Moreover, that phase of the traction inverter which carries the highest current load among all the phases of the traction inverter can be ascertained by measuring the temperatures of the transistors (individually or in groups), for instance by way of dedicated temperature sensors which are connected to the transistors (individually or in groups) in a heat-transferring manner, or else by detecting signals which the transistors emit and which directly or indirectly reflect the temperature [for instance a temperature-dependent operating variable such as the resistance R_DS(on)].
In addition, that phase of the traction inverter which carries the highest current load among all the phases of the traction inverter can be ascertained by ascertaining the current load profile of the transistors (individually or in groups), for instance starting from control signals or duty cycles of the transistors, and by using a thermal model to map the current load profile of the transistors onto temperatures of the transistors (individually or in groups) which result from the current load profile of the transistors. The temperatures which are ascertained or calculated or predicted by means of the thermal model in such a way are used as a basis for ascertaining that phase of the traction inverter which carries the highest current load among all the phases of the traction inverter. In particular, the thermal model reflects the relationship of current load profile and resulting power loss or the resulting temperature increase. Preferably, the thermal model reflects the thermal capacity of the transistors (and of the components thermally connected thereto, for instance a heat sink) and/or thermal resistances which reflect the thermal connection between the transistors and the components thermally connected thereto (for instance a heat sink) and/or which reflect the thermal connection between the transistors.
For this phase with the highest current load, a duty cycle offset with respect to a duty cycle of 50% is ascertained. The duty cycle offset corresponds to the amount of the difference in the actual duty cycle of this phase minus 50%. The duty cycle offset thus reflects how great the asymmetry of the load on the two transistors of this phase is. For instance, for a duty cycle of 80%, the high-side transistor is switched on and carries current 80% of the period, while the low-side transistor is switched on and generates power loss due to current flow only 20% of the period duration. In this case, the high-side transistor is considerably more loaded and warms up significantly, in particular at low electrical frequencies (i.e. at electrical frequencies below the predefined limit). Provision is made to reduce this load as follows.
The duty cycle offset of this phase is reduced by changing the duty cycle of this phase by a duty cycle change. The duty cycle change causes the duty cycle offset to be reduced or the duty cycle of this phase to be shifted in the direction of a 50% duty cycle. For a target duty cycle of 80%, this can be shifted for example by 10% in the direction of a duty cycle of 50%, so that the result is an actual duty cycle of 70%. This phase is controlled using this actual duty cycle. This reduces the thermal load on that transistor of this phase which has the higher ON time during the switching period from 80% to 70%. As a result, this transistor warms up less from the power loss than without reducing the duty cycle offset.
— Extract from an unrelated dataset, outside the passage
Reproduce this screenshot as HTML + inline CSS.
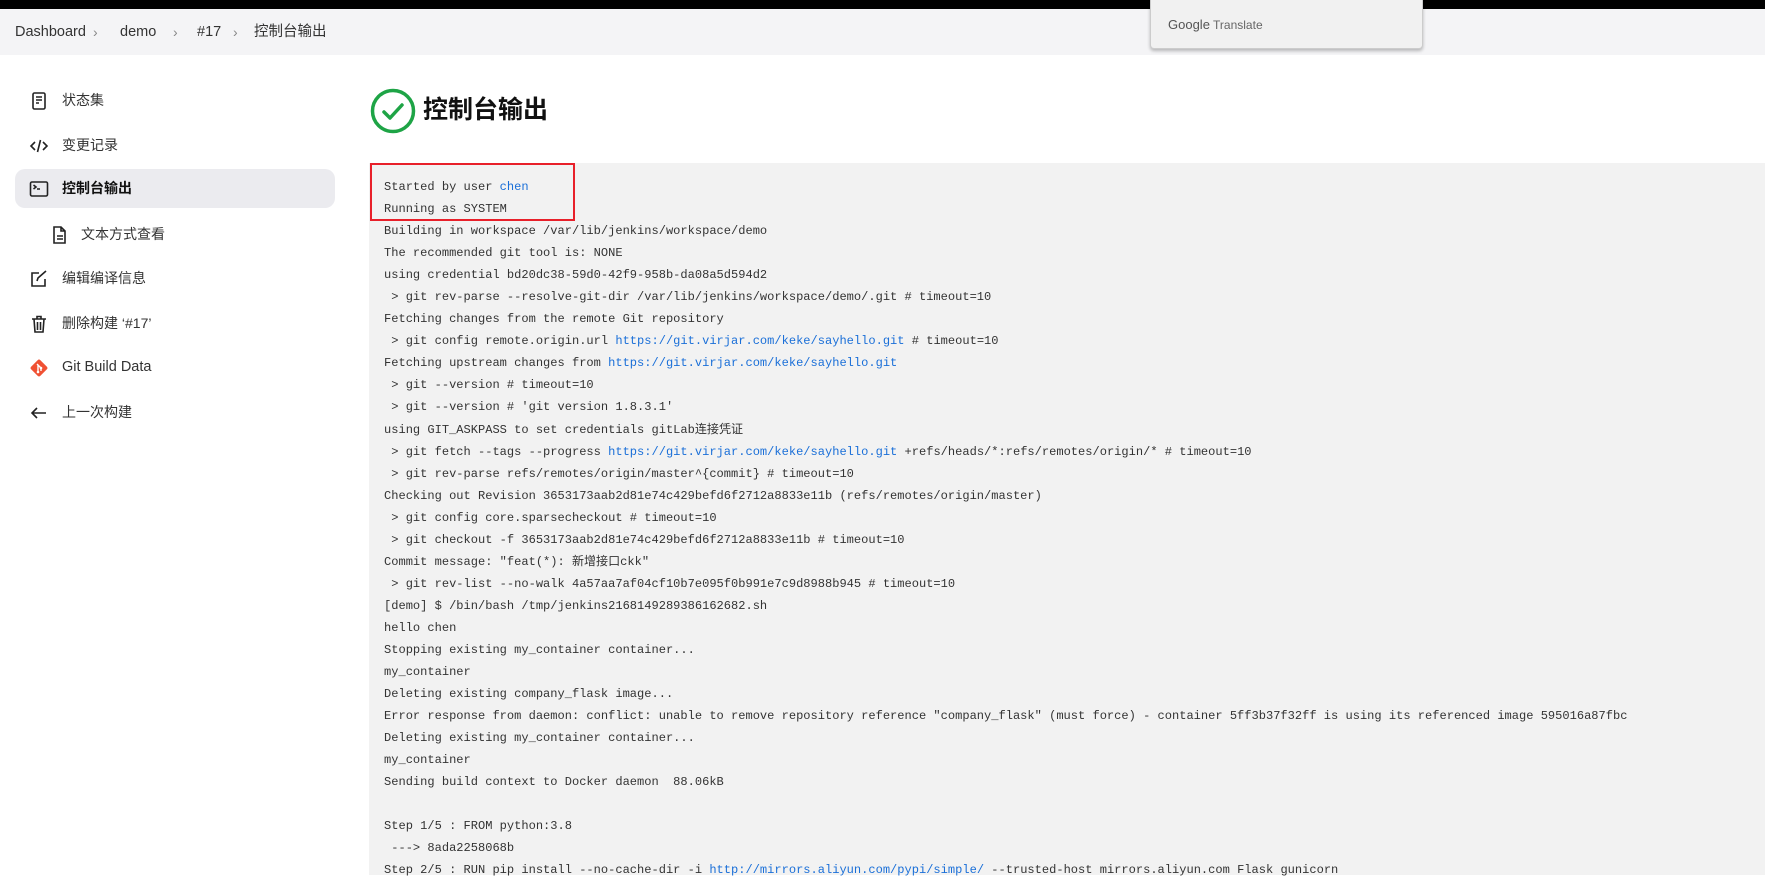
<!DOCTYPE html>
<html><head><meta charset="utf-8">
<style>
*{margin:0;padding:0;box-sizing:border-box}
body{width:1765px;height:875px;overflow:hidden;background:#fff;font-family:"Liberation Sans","Noto Sans CJK SC",sans-serif;color:#1f1f1f;position:relative}
.top{position:absolute;left:0;top:0;width:1765px;height:9px;background:#000}
.bc{position:absolute;left:0;top:9px;width:1765px;height:46px;background:#f4f4f6}
.bc span{position:absolute;top:14px;font-size:14.5px;color:#333;line-height:18px}
.bc .sep{color:#888;font-size:14px}
.gt{position:absolute;left:1150px;top:0;width:273px;height:49px;background:#f1f1f1;border:1px solid #ccc;border-top:none;border-radius:0 0 4px 4px;box-shadow:0 2px 3px rgba(0,0,0,.25)}
.gt span{position:absolute;left:17px;top:17px;font-size:12px;color:#666}
.side .it{position:absolute;left:15px;width:320px;height:39px;border-radius:10px}
.side .it.act{background:#ebebef}
.side .ic{position:absolute;left:14px;top:10px;width:20px;height:20px}
.side .tx{position:absolute;left:47px;top:10px;font-size:14px;color:#333;line-height:19px}
.side .act .tx{font-weight:bold;color:#111}
h1{position:absolute;left:423px;top:94px;font-size:25px;font-weight:bold;color:#111;font-family:"Liberation Sans","Noto Sans CJK SC",sans-serif;line-height:32px}
.con{position:absolute;left:369px;top:163px;width:1396px;height:712px;background:#f2f2f2}
pre{position:absolute;left:384px;top:176px;font-family:"Liberation Mono","Noto Sans CJK SC",monospace;font-size:12.05px;line-height:22.05px;color:#333}
pre a{color:#1a6fd8;text-decoration:none}
.red{position:absolute;left:370px;top:163px;width:205px;height:58px;border:2px solid #e8202a}
</style></head><body>
<div class="top"></div>
<div class="bc">
<span style="left:15px">Dashboard</span><span class="sep" style="left:93px">›</span>
<span style="left:120px">demo</span><span class="sep" style="left:173px">›</span>
<span style="left:197px">#17</span><span class="sep" style="left:233px">›</span>
<span style="left:254px">控制台输出</span>
</div>
<div class="gt"><span><b style="font-weight:normal;font-size:13px;color:#555">Google</b> Translate</span></div>

<div class="side">
<div class="it" style="top:81px"><svg class="ic" viewBox="0 0 20 20" fill="none" stroke="#222" stroke-width="1.6"><rect x="4" y="2" width="12" height="16" rx="1.5"/><path d="M7 6h6M7 9h6M7 12h3"/></svg><span class="tx">状态集</span></div>
<div class="it" style="top:126px"><svg class="ic" viewBox="0 0 20 20" fill="none" stroke="#222" stroke-width="1.6"><path d="M6 6l-4 4 4 4M14 6l4 4-4 4M11.5 4l-3 12"/></svg><span class="tx">变更记录</span></div>
<div class="it act" style="top:169px"><svg class="ic" viewBox="0 0 20 20" fill="none" stroke="#222" stroke-width="1.6"><rect x="1.5" y="3" width="17" height="14" rx="1.5"/><path d="M4.5 6l2.5 2-2.5 2M8 10h3"/></svg><span class="tx">控制台输出</span></div>
<div class="it" style="top:215px"><svg class="ic" style="left:34px" viewBox="0 0 20 20" fill="none" stroke="#222" stroke-width="1.6"><path d="M5 2h7l4 4v12H5z M12 2v4h4M8 11h6M8 14h6"/></svg><span class="tx" style="left:66px">文本方式查看</span></div>
<div class="it" style="top:259px"><svg class="ic" viewBox="0 0 20 20" fill="none" stroke="#222" stroke-width="1.6"><path d="M10 4H3v13h13v-7M8 12l1-3 8-7"/></svg><span class="tx">编辑编译信息</span></div>
<div class="it" style="top:304px"><svg class="ic" viewBox="0 0 20 20" fill="none" stroke="#222" stroke-width="1.6"><path d="M3 5h14M8 5V2.5h4V5M5 5l1 13h8l1-13M8.5 8v8M11.5 8v8"/></svg><span class="tx">删除构建 ‘#17’</span></div>
<div class="it" style="top:348px"><svg class="ic" viewBox="0 0 20 20"><rect x="3.5" y="3.5" width="13" height="13" rx="2" transform="rotate(45 10 10)" fill="#f05133"/><path d="M8 6l4 4M9 7v7M12 10v3" stroke="#fff" stroke-width="1.4"/><circle cx="9" cy="14" r="1.3" fill="#fff"/><circle cx="12" cy="10" r="1.3" fill="#fff"/></svg><span class="tx" style="font-size:14.5px">Git Build Data</span></div>
<div class="it" style="top:393px"><svg class="ic" viewBox="0 0 20 20" fill="none" stroke="#222" stroke-width="1.6"><path d="M17 10H3M8 5l-5 5 5 5"/></svg><span class="tx">上一次构建</span></div>
</div>

<svg style="position:absolute;left:370px;top:88px" width="46" height="46" viewBox="0 0 46 46" fill="none"><circle cx="23" cy="23" r="20.5" stroke="#1ea446" stroke-width="3.5"/><path d="M14 24l6 6 12-13" stroke="#1ea446" stroke-width="3.5" stroke-linecap="round" stroke-linejoin="round"/></svg>
<h1>控制台输出</h1>

<div class="con"></div>
<pre>Started by user <a>chen</a>
Running as SYSTEM
Building in workspace /var/lib/jenkins/workspace/demo
The recommended git tool is: NONE
using credential bd20dc38-59d0-42f9-958b-da08a5d594d2
 &gt; git rev-parse --resolve-git-dir /var/lib/jenkins/workspace/demo/.git # timeout=10
Fetching changes from the remote Git repository
 &gt; git config remote.origin.url <a>https://git.virjar.com/keke/sayhello.git</a> # timeout=10
Fetching upstream changes from <a>https://git.virjar.com/keke/sayhello.git</a>
 &gt; git --version # timeout=10
 &gt; git --version # 'git version 1.8.3.1'
using GIT_ASKPASS to set credentials gitLab连接凭证
 &gt; git fetch --tags --progress <a>https://git.virjar.com/keke/sayhello.git</a> +refs/heads/*:refs/remotes/origin/* # timeout=10
 &gt; git rev-parse refs/remotes/origin/master^{commit} # timeout=10
Checking out Revision 3653173aab2d81e74c429befd6f2712a8833e11b (refs/remotes/origin/master)
 &gt; git config core.sparsecheckout # timeout=10
 &gt; git checkout -f 3653173aab2d81e74c429befd6f2712a8833e11b # timeout=10
Commit message: "feat(*): 新增接口ckk"
 &gt; git rev-list --no-walk 4a57aa7af04cf10b7e095f0b991e7c9d8988b945 # timeout=10
[demo] $ /bin/bash /tmp/jenkins2168149289386162682.sh
hello chen
Stopping existing my_container container...
my_container
Deleting existing company_flask image...
Error response from daemon: conflict: unable to remove repository reference "company_flask" (must force) - container 5ff3b37f32ff is using its referenced image 595016a87fbc
Deleting existing my_container container...
my_container
Sending build context to Docker daemon  88.06kB

Step 1/5 : FROM python:3.8
 ---&gt; 8ada2258068b
Step 2/5 : RUN pip install --no-cache-dir -i <a>http://mirrors.aliyun.com/pypi/simple/</a> --trusted-host mirrors.aliyun.com Flask gunicorn</pre>
<div class="red"></div>
</body></html>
Finally, the duty cycles of the other phases of the traction inverter are adapted in accordance with the change in the phase with the highest load. Their duty cycles are also changed by the duty cycle change which was carried out for the phase with the highest current load. In the mentioned example in which the duty cycle for the phase with the highest current load was reduced from 80% to 70%, the duty cycle of the other phases is then also reduced by 10%. Thus, in a three-phase system in which the phase with the highest current load has been changed as previously mentioned, the duty cycles of the other phases can be reduced by 10%. This duty cycle change for the phases can be easily implemented and in particular does not require a change in the modulation type. Only the duty cycles are recalculated by simple addition or subtraction steps. The modulation scheme or the modulation type remains unchanged when changing or adapting the duty cycle. For example, the modulation type can be SVPWM before and after changing or adapting. Only parameters such as duty cycle are changed or adapted. The switching times are changed but without changing the modulation scheme or the modulation type.
One aspect is that the duty cycle offset of the phase with the highest current load is reduced with respect to a duty cycle of 50% by reducing, for a target duty cycle of this phase of >50%, the duty cycle of this phase by a reducing duty cycle change to a reduced actual duty cycle of 50% or more. For a target duty cycle of this phase (i.e. the phase with the highest current load of all the phases) of <50%, the duty cycle of this phase is increased by an increasing duty cycle change to an increased actual duty cycle of 50% or less. If the duty cycle of the phase with the highest current load is thus less than 50%, the duty cycle offset is then reduced with respect to 50% by increasing the duty cycle (so that the result is an actual duty cycle greater than the target duty cycle). For a duty cycle of the phase with the highest current load (target duty cycle) of greater than 50%, the duty cycle offset is reduced with respect to 50% by reducing the duty cycle of this phase. This then results in an actual duty cycle smaller than the target duty cycle.
A further aspect is that the duty cycles of the other phases are adapted, namely in the same way as the duty cycle of the phase with the highest current load is changed. The duty cycle of the other phases which do not carry the highest current load is also changed by the duty cycle change, by which the duty cycle offset of the phase with the highest current load is also reduced. The duty cycles of the other phases are adapted by reducing the respective duty cycles of these phases by the reducing duty cycle change if the target duty cycle of the phase with the highest current load is reduced by this duty cycle change. The respective duty cycles of the other phases are increased by the increasing duty cycle change if the target duty cycle of the phase with the highest current load is increased by this duty cycle change. If the duty cycle change for the phase with the highest current load is fixed (in terms of absolute value and sign), this change is then transferred to the other phases. This allows all the phases to be easily adapted without the need for complex calculations. In particular, the adaptation can be performed by shifting the times at which the switching edges occur.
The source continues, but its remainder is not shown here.